I couldn’t do it. I couldn’t hear any more. There’d be no convincing them to leave her alone- not when she had a righteous cause to back her bullying up. As far as she was concerned, Enisa was The Other. And there was nothing worse than being an Other when you were the queen of the in-crowd.
I got up and left without even saying goodbye. Frankie’s band wrapped up their next song and I sat back down beside Enisa and Molly.
“What’d you say to them?” Enisa whispered.
“I asked them why they pick on you so much,” I said. “Sophie blamed it on something you said to her in History class last year.”
“Of course, she did.” She sighed and shook her head. “That’s when it all began. And maybe I shouldn’t have called her ignorant or Islamophobic, but you should’ve heard what she said, Henry. I can’t tolerate people spreading hatred.”

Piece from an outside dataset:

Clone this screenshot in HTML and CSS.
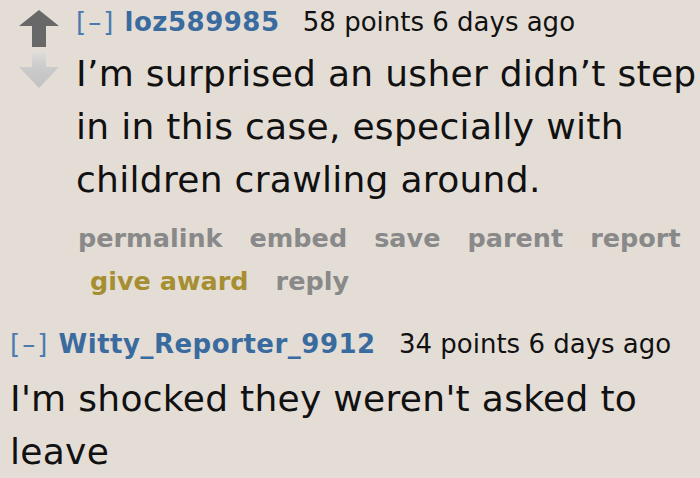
FILE: index.html
```html
<!DOCTYPE html>
<html lang="en">
<head>
    <meta charset="UTF-8">
    <meta name="viewport" content="width=device-width, initial-scale=1.0">
    <title>Comments</title>
    <link rel="stylesheet" href="styles.css">
</head>
<body>
    <div class="comment">
        <div class="midcol">
            <svg class="arrow" width="40" height="37" viewBox="0 0 40 37">
                <polygon points="20,0 40,16 27,16 27,37 13,37 13,16 0,16" fill="#686868"/>
            </svg>
            <svg class="arrow down" width="40" height="38" viewBox="0 0 40 38">
                <defs>
                    <linearGradient id="fade" x1="0" y1="0" x2="0" y2="1">
                        <stop offset="0" stop-color="#e2dfdc"/>
                        <stop offset="0.45" stop-color="#cbcbcb"/>
                        <stop offset="1" stop-color="#c2c2c2"/>
                    </linearGradient>
                </defs>
                <polygon points="13,0 27,0 27,17 40,17 20,38 0,17 13,17" fill="url(#fade)"/>
            </svg>
        </div>
        <div class="entry">
            <p class="tagline">
                <a href="#" class="expand">[–]</a>
                <a href="#" class="author">loz589985</a>
                <span class="score">58 points</span> <time>6 days ago</time>
            </p>
            <div class="md">
                <p>I’m surprised an usher didn’t step in in this case, especially with children crawling around.</p>
            </div>
            <ul class="buttons">
                <li><a href="#">permalink</a></li>
                <li><a href="#">embed</a></li>
                <li><a href="#">save</a></li>
                <li><a href="#">parent</a></li>
                <li><a href="#">report</a></li>
                <li><a href="#" class="award">give award</a></li>
                <li><a href="#">reply</a></li>
            </ul>
        </div>
    </div>

    <div class="comment second">
        <div class="entry">
            <p class="tagline">
                <a href="#" class="expand">[–]</a>
                <a href="#" class="author">Witty_Reporter_9912</a>
                <span class="score">34 points</span> <time>6 days ago</time>
            </p>
            <div class="md">
                <p>I'm shocked they weren't asked to leave</p>
            </div>
        </div>
    </div>
</body>
</html>
```

FILE: styles.css
```css
body {
    font-family: "DejaVu Sans", Verdana, sans-serif;
    background-color: #e4ddd6;
    color: #111111;
    margin: 0;
    padding: 0;
    overflow: hidden;
}

a {
    text-decoration: none;
}

.comment {
    display: flex;
    padding-top: 4px;
}

.midcol {
    display: flex;
    flex-direction: column;
    gap: 3px;
    width: 40px;
    margin-left: 19px;
    margin-top: 6px;
}

.arrow {
    display: block;
}

.entry {
    margin-left: 17px;
    flex: 1;
    min-width: 0;
}

.tagline {
    margin: 0;
    font-size: 26px;
    line-height: 36px;
    white-space: nowrap;
}

.expand {
    color: #4a7bb0;
    letter-spacing: 2px;
    margin-right: 1px;
}

.author {
    color: #3a6b9f;
    font-weight: bold;
    letter-spacing: 0.5px;
    margin-right: 15px;
}

.md p {
    margin: 7px 0 0 0;
    font-size: 36px;
    line-height: 53px;
    letter-spacing: 0.3px;
}

.buttons {
    list-style: none;
    margin: 11px 0 0 0;
    padding: 0 0 0 2px;
    display: flex;
    flex-wrap: wrap;
    column-gap: 15px;
}

.buttons li {
    padding-left: 12px;
    font-size: 25.5px;
    line-height: 43px;
    font-weight: bold;
}

.buttons li:first-child {
    padding-left: 0;
}

.buttons a {
    color: #898989;
}

.buttons a.award {
    color: #a68f32;
}

/* second comment sits flush left, no vote arrows */
.comment.second {
    margin-top: 19px;
}

.comment.second .entry {
    margin-left: 10px;
}

.comment.second .md p {
    margin-top: 10px;
}
```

“Of course not. And none of us should. That’s the whole purpose of Operation Candy Corn, isn’t it?”
“What if it doesn’t work, Henry? What if it just makes everything worse?”
“We’ll make it work. We can’t lose you. I can’t lose you.”
I grabbed her hand again and gave it a gentle squeeze. It was all I could do to ensure that everything was going to be okay, even if I wondered that question myself.
Frankie’s band wrapped up their final song of the night, to the applause of the audience, and came back down off the stage. We congratulated him on a job well done and then we slipped out of the bar quietly, careful to make sure nobody was following us.